Just saw in the news where Dan Fogelberg died this morning. If you're my age, you probably remember a time when you couldn't get away from this guy on the radio; which was okay, because he was a fairly decent songwriter. In fact, when I was in high school, one of my favorite albums was Fogelberg's "Souvenirs," which didn't have any hit singles, really, but 'Part of the Plan," "Morning Sky," "As the Raven Flies" and others got all kinds of airplay on progressive-minded album rock stations.

The more successful he got, the less I liked him. His biggest hits were, sadly, kinda schmaltzy. "Leader of the Band" and "Same Old Lang Syne" always hit me as being rather overdone.

By the mid-80s, Fogelberg had kinda lost it. He made a bluegrass album that was just okay and then I stopped paying attention.
In fact, until I heard about him passing this morning, I had pretty much forgotten about Dan Fogelberg.

That got me thinking about a lot of the music I listened to -- and enjoyed immensely -- in my youth, that I've sort of forgotten about --or, even worse, realized that if sort of falls into the 'not very important' category after all this time.

For example: I'm a big fan of the blues. I REALLY like the old recordings of Sonny Terry and Brownie McGhee. When I was a teenager, I bought a lot of their old Folkways albums (still priceless and wonderful) as well as some of their later stuff, recorded after they'd been together a while and after they'd sort of outlived their usefulness to each other. While I liked those albums too when I bought them, I have made no attempt to download mp3s of them because I realize now that they're not really very good.

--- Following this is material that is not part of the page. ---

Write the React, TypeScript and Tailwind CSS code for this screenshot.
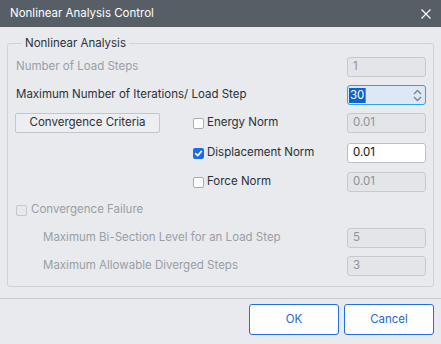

Same too, I recently bought a downloadable version of one of the last albums Doc Watson recorded with his son Merle before Merle suddenly died. It was an album I really liked when I bought it in the late 70s. But listening to it now, they sound disinterested and stuck playing middle-of-the-road covers of Waylon Jennings songs and the like because that's what the record company wanted.

I guess changing your mind about things you like is a matter of moving on in life. And if you still like the stuff you liked as a kid, then it's gonna be with you for life. So the Beatles, Frank Zappa, Leon Russell, Randy Newman, etc. have nothing to worry about, I guess. I do wish something would come along nowadays that I'd like as much as those people but I doubt that will ever happen.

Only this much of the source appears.